WHAT YOU ARE ASKED TO DO: Transcribe the listing that follows in full, omitting pictures.

_ _ _ _ _

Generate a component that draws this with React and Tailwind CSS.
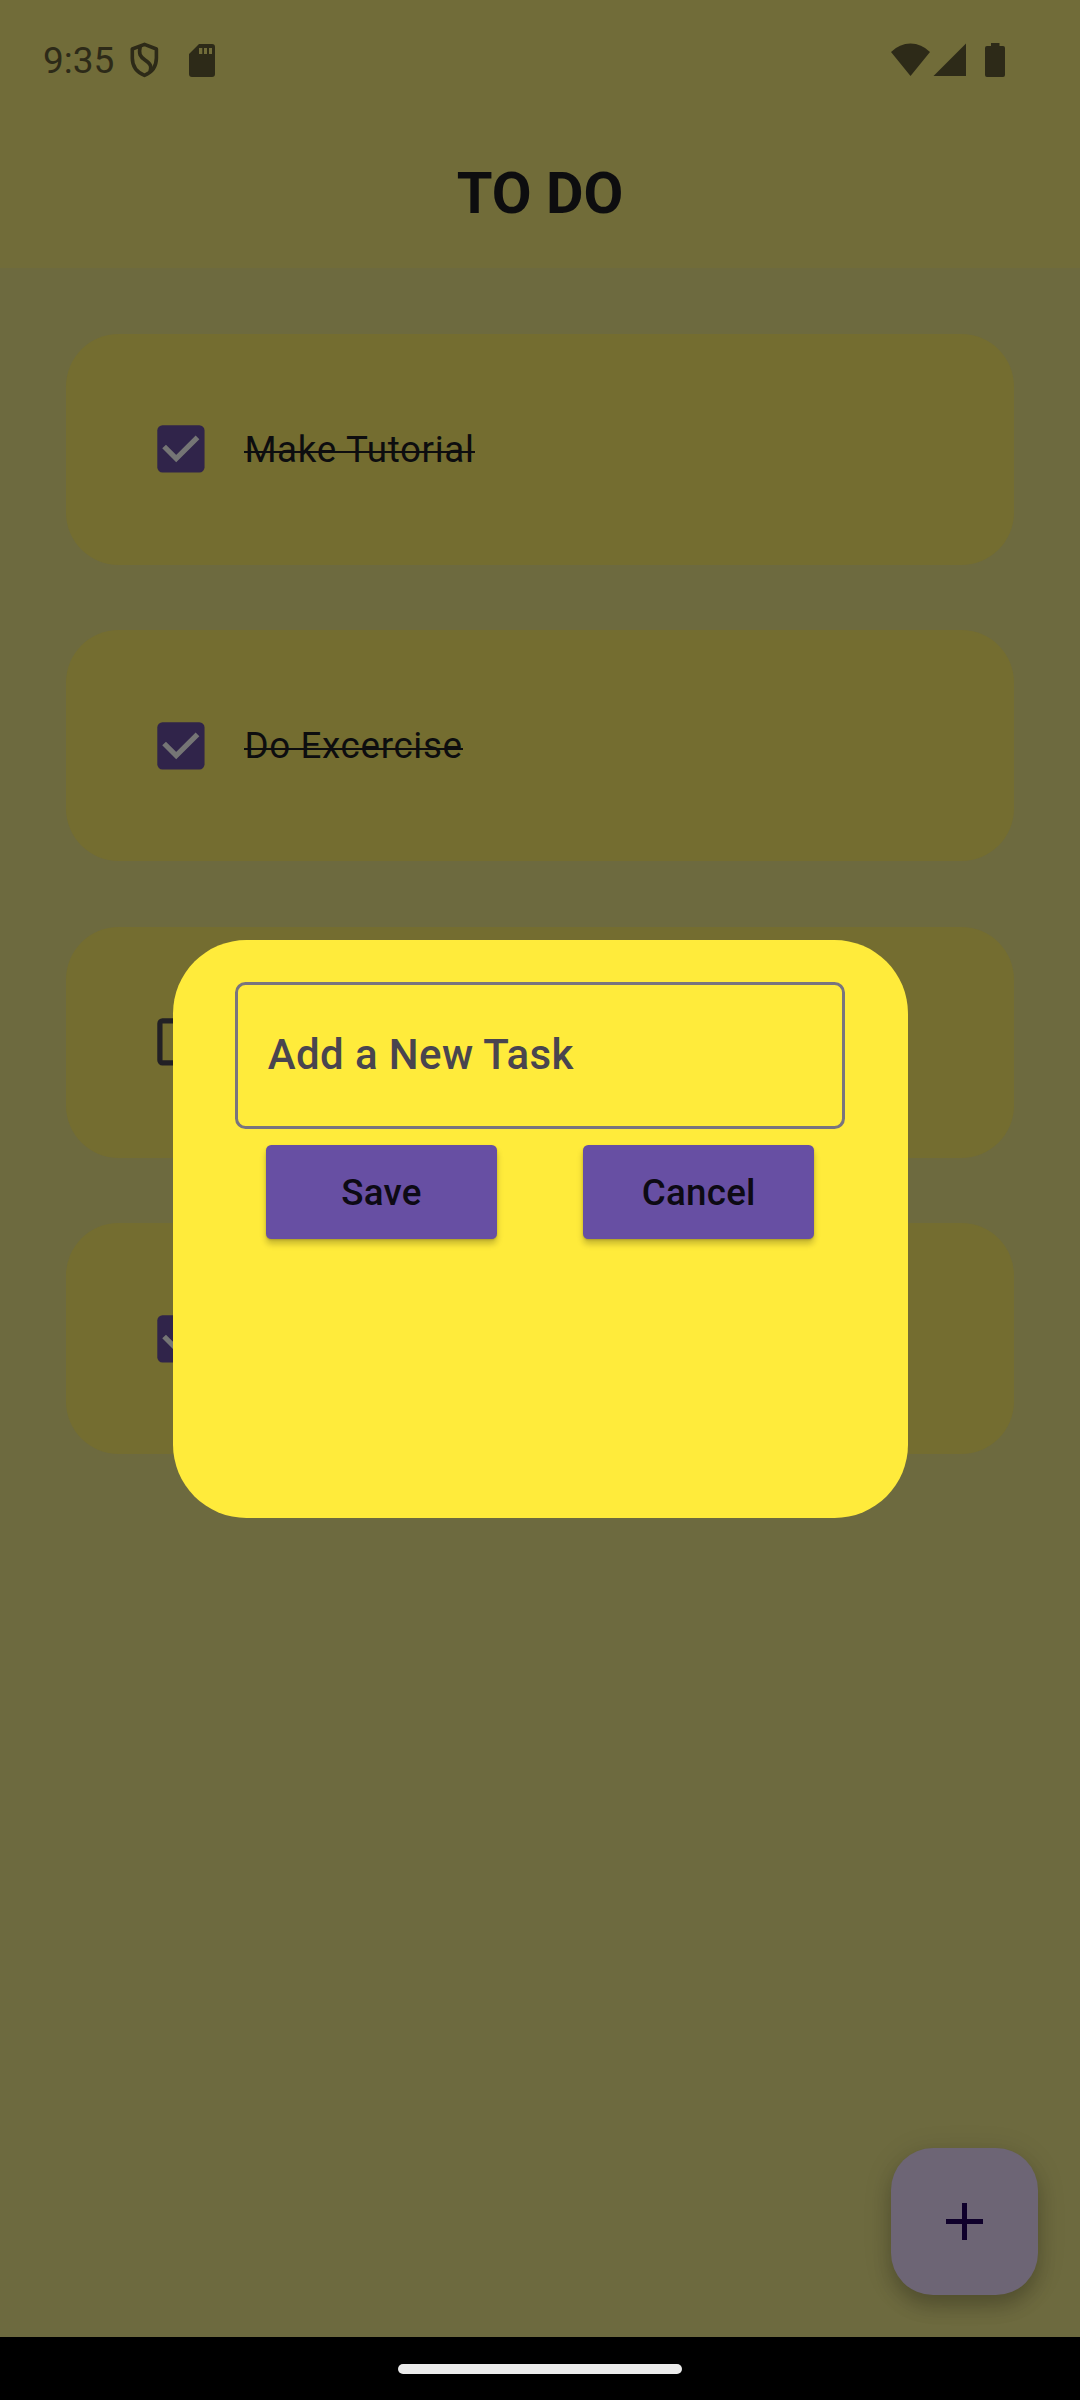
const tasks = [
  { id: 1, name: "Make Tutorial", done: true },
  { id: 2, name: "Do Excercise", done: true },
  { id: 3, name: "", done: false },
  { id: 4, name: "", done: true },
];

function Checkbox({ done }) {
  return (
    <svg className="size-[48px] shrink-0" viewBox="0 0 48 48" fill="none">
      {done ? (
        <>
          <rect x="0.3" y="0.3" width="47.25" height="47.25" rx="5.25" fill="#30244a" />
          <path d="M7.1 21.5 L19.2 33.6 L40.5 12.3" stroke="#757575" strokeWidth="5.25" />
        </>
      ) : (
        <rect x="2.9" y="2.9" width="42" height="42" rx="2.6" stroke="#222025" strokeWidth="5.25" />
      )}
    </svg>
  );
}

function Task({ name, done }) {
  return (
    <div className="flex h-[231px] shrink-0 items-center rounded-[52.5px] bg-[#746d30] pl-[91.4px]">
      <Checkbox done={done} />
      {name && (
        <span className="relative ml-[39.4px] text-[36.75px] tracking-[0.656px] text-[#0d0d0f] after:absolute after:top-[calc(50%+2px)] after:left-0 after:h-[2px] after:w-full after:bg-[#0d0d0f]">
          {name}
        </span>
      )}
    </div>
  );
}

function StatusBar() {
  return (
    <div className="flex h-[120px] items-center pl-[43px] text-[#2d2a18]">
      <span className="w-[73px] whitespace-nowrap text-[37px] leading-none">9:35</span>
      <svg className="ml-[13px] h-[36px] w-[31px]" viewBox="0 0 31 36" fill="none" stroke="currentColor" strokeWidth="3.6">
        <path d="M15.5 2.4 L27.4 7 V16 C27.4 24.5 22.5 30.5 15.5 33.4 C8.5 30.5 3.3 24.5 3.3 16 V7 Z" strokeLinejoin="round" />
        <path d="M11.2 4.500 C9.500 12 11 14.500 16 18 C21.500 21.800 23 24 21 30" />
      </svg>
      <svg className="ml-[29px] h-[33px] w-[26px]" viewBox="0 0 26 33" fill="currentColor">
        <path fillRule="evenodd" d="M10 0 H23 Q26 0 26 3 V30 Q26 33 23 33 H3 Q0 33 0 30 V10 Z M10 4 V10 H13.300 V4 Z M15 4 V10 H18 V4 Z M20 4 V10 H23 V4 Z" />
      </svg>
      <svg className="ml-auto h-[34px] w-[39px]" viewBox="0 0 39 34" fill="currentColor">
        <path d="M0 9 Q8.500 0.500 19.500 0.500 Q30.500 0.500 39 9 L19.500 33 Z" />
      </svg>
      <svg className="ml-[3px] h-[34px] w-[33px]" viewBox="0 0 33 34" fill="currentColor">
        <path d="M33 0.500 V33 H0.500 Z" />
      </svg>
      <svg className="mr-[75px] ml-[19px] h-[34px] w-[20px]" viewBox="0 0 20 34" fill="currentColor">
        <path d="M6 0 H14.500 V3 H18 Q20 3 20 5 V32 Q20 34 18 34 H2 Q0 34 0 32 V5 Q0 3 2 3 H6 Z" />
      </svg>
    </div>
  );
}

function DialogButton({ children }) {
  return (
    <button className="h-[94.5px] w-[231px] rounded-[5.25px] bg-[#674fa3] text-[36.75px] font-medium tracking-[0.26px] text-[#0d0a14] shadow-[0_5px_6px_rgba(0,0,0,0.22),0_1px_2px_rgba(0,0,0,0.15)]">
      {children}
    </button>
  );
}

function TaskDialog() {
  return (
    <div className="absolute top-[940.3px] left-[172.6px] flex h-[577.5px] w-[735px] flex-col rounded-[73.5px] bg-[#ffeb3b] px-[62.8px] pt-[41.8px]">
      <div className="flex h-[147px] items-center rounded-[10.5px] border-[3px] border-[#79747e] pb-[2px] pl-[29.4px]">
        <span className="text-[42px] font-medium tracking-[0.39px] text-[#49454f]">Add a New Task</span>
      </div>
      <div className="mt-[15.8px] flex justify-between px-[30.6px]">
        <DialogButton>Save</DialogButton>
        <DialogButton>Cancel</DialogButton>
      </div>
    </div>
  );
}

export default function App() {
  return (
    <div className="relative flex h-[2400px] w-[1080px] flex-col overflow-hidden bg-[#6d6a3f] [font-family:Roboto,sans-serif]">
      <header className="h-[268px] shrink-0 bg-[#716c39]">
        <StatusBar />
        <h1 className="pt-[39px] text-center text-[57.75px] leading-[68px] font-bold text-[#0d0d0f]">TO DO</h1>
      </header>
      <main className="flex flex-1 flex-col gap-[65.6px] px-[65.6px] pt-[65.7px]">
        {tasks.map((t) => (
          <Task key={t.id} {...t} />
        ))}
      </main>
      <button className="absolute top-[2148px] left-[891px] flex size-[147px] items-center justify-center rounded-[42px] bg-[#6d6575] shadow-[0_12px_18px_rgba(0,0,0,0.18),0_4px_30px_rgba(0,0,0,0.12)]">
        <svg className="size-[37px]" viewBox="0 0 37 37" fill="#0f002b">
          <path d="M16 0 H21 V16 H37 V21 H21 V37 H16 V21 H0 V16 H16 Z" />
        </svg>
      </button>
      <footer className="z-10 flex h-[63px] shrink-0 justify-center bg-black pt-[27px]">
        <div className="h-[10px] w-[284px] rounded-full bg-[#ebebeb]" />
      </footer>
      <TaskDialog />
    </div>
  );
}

_ _ _ _ _

WRITTEN REPLY:
Generate a component that draws this with React and Tailwind CSS.
const tasks = [
  { id: 1, name: "Make Tutorial", done: true },
  { id: 2, name: "Do Excercise", done: true },
  { id: 3, name: "", done: false },
  { id: 4, name: "", done: true },
];

function Checkbox({ done }) {
  return (
    <svg className="size-[48px] shrink-0" viewBox="0 0 48 48" fill="none">
      {done ? (
        <>
          <rect x="0.3" y="0.3" width="47.25" height="47.25" rx="5.25" fill="#30244a" />
          <path d="M7.1 21.5 L19.2 33.6 L40.5 12.3" stroke="#757575" strokeWidth="5.25" />
        </>
      ) : (
        <rect x="2.9" y="2.9" width="42" height="42" rx="2.6" stroke="#222025" strokeWidth="5.25" />
      )}
    </svg>
  );
}

function Task({ name, done }) {
  return (
    <div className="flex h-[231px] shrink-0 items-center rounded-[52.5px] bg-[#746d30] pl-[91.4px]">
      <Checkbox done={done} />
      {name && (
        <span className="relative ml-[39.4px] text-[36.75px] tracking-[0.656px] text-[#0d0d0f] after:absolute after:top-[calc(50%+2px)] after:left-0 after:h-[2px] after:w-full after:bg-[#0d0d0f]">
          {name}
        </span>
      )}
    </div>
  );
}

function StatusBar() {
  return (
    <div className="flex h-[120px] items-center pl-[43px] text-[#2d2a18]">
      <span className="w-[73px] whitespace-nowrap text-[37px] leading-none">9:35</span>
      <svg className="ml-[13px] h-[36px] w-[31px]" viewBox="0 0 31 36" fill="none" stroke="currentColor" strokeWidth="3.6">
        <path d="M15.5 2.4 L27.4 7 V16 C27.4 24.5 22.5 30.5 15.5 33.4 C8.5 30.5 3.3 24.5 3.3 16 V7 Z" strokeLinejoin="round" />
        <path d="M11.2 4.500 C9.500 12 11 14.500 16 18 C21.500 21.800 23 24 21 30" />
      </svg>
      <svg className="ml-[29px] h-[33px] w-[26px]" viewBox="0 0 26 33" fill="currentColor">
        <path fillRule="evenodd" d="M10 0 H23 Q26 0 26 3 V30 Q26 33 23 33 H3 Q0 33 0 30 V10 Z M10 4 V10 H13.300 V4 Z M15 4 V10 H18 V4 Z M20 4 V10 H23 V4 Z" />
      </svg>
      <svg className="ml-auto h-[34px] w-[39px]" viewBox="0 0 39 34" fill="currentColor">
        <path d="M0 9 Q8.500 0.500 19.500 0.500 Q30.500 0.500 39 9 L19.500 33 Z" />
      </svg>
      <svg className="ml-[3px] h-[34px] w-[33px]" viewBox="0 0 33 34" fill="currentColor">
        <path d="M33 0.500 V33 H0.500 Z" />
      </svg>
      <svg className="mr-[75px] ml-[19px] h-[34px] w-[20px]" viewBox="0 0 20 34" fill="currentColor">
        <path d="M6 0 H14.500 V3 H18 Q20 3 20 5 V32 Q20 34 18 34 H2 Q0 34 0 32 V5 Q0 3 2 3 H6 Z" />
      </svg>
    </div>
  );
}

function DialogButton({ children }) {
  return (
    <button className="h-[94.5px] w-[231px] rounded-[5.25px] bg-[#674fa3] text-[36.75px] font-medium tracking-[0.26px] text-[#0d0a14] shadow-[0_5px_6px_rgba(0,0,0,0.22),0_1px_2px_rgba(0,0,0,0.15)]">
      {children}
    </button>
  );
}

function TaskDialog() {
  return (
    <div className="absolute top-[940.3px] left-[172.6px] flex h-[577.5px] w-[735px] flex-col rounded-[73.5px] bg-[#ffeb3b] px-[62.8px] pt-[41.8px]">
      <div className="flex h-[147px] items-center rounded-[10.5px] border-[3px] border-[#79747e] pb-[2px] pl-[29.4px]">
        <span className="text-[42px] font-medium tracking-[0.39px] text-[#49454f]">Add a New Task</span>
      </div>
      <div className="mt-[15.8px] flex justify-between px-[30.6px]">
        <DialogButton>Save</DialogButton>
        <DialogButton>Cancel</DialogButton>
      </div>
    </div>
  );
}

export default function App() {
  return (
    <div className="relative flex h-[2400px] w-[1080px] flex-col overflow-hidden bg-[#6d6a3f] [font-family:Roboto,sans-serif]">
      <header className="h-[268px] shrink-0 bg-[#716c39]">
        <StatusBar />
        <h1 className="pt-[39px] text-center text-[57.75px] leading-[68px] font-bold text-[#0d0d0f]">TO DO</h1>
      </header>
      <main className="flex flex-1 flex-col gap-[65.6px] px-[65.6px] pt-[65.7px]">
        {tasks.map((t) => (
          <Task key={t.id} {...t} />
        ))}
      </main>
      <button className="absolute top-[2148px] left-[891px] flex size-[147px] items-center justify-center rounded-[42px] bg-[#6d6575] shadow-[0_12px_18px_rgba(0,0,0,0.18),0_4px_30px_rgba(0,0,0,0.12)]">
        <svg className="size-[37px]" viewBox="0 0 37 37" fill="#0f002b">
          <path d="M16 0 H21 V16 H37 V21 H21 V37 H16 V21 H0 V16 H16 Z" />
        </svg>
      </button>
      <footer className="z-10 flex h-[63px] shrink-0 justify-center bg-black pt-[27px]">
        <div className="h-[10px] w-[284px] rounded-full bg-[#ebebeb]" />
      </footer>
      <TaskDialog />
    </div>
  );
}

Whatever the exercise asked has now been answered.